• TASK STATEMENT:
Provide a single number: the count of lines containing the string "index".
-- start of COLLECTED MATERIAL --
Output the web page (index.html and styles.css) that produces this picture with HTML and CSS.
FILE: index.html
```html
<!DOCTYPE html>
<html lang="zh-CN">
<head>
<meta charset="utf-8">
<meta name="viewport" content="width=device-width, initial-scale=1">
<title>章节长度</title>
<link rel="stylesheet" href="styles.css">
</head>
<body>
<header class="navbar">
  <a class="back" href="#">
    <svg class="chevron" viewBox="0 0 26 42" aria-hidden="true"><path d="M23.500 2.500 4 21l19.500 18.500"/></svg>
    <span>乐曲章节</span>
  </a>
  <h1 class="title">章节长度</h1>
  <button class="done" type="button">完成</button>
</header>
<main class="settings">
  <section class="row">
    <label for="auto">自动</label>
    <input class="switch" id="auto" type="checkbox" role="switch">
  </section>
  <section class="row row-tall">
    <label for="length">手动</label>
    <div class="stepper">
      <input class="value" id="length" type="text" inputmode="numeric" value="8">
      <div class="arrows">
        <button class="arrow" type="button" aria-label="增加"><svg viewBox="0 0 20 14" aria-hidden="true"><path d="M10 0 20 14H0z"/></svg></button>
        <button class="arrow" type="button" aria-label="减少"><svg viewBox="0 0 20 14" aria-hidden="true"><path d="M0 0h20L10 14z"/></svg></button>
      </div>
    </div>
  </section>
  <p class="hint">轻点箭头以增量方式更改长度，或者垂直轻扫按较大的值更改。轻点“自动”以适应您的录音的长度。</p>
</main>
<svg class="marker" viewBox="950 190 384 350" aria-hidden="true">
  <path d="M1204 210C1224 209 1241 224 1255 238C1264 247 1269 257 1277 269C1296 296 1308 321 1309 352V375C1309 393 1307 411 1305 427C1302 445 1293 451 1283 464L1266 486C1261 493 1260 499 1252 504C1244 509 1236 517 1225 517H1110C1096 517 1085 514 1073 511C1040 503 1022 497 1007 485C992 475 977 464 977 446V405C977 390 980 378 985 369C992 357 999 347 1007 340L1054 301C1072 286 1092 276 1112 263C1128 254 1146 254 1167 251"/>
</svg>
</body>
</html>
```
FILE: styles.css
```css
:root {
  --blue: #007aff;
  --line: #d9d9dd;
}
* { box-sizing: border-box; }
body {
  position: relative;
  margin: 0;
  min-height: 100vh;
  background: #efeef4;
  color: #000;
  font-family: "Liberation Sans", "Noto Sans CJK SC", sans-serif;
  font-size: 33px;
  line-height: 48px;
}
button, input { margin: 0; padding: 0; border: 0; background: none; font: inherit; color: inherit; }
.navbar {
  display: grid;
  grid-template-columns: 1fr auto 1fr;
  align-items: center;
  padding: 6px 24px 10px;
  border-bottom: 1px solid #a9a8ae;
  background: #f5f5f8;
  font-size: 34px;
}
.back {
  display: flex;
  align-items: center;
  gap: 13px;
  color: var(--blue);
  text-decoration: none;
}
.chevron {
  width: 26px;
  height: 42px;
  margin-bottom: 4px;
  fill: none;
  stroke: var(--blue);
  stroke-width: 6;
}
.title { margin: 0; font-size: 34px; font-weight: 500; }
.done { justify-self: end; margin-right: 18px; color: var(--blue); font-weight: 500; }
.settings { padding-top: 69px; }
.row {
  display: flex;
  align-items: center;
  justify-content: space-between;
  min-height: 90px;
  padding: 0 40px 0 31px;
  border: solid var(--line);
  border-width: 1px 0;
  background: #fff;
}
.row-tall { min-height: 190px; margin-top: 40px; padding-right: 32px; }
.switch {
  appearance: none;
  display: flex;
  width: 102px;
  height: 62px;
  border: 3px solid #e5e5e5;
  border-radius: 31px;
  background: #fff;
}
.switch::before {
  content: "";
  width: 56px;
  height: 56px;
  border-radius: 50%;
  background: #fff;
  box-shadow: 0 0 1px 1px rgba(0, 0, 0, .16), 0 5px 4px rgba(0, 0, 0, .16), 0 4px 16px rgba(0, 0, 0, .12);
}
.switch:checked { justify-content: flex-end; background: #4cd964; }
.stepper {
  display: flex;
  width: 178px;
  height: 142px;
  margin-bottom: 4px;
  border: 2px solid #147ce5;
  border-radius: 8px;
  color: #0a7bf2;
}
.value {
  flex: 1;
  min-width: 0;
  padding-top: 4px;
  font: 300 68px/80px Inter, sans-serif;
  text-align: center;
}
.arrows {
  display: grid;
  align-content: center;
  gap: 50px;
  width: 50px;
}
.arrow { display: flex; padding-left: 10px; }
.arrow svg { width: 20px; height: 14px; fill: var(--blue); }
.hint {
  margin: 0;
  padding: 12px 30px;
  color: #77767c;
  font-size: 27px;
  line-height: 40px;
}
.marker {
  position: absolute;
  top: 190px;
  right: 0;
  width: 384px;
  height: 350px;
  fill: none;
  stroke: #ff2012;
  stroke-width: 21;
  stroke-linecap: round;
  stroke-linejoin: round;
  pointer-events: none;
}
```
-- end of COLLECTED MATERIAL --
• SOLUTION FOR THIS TASK:
2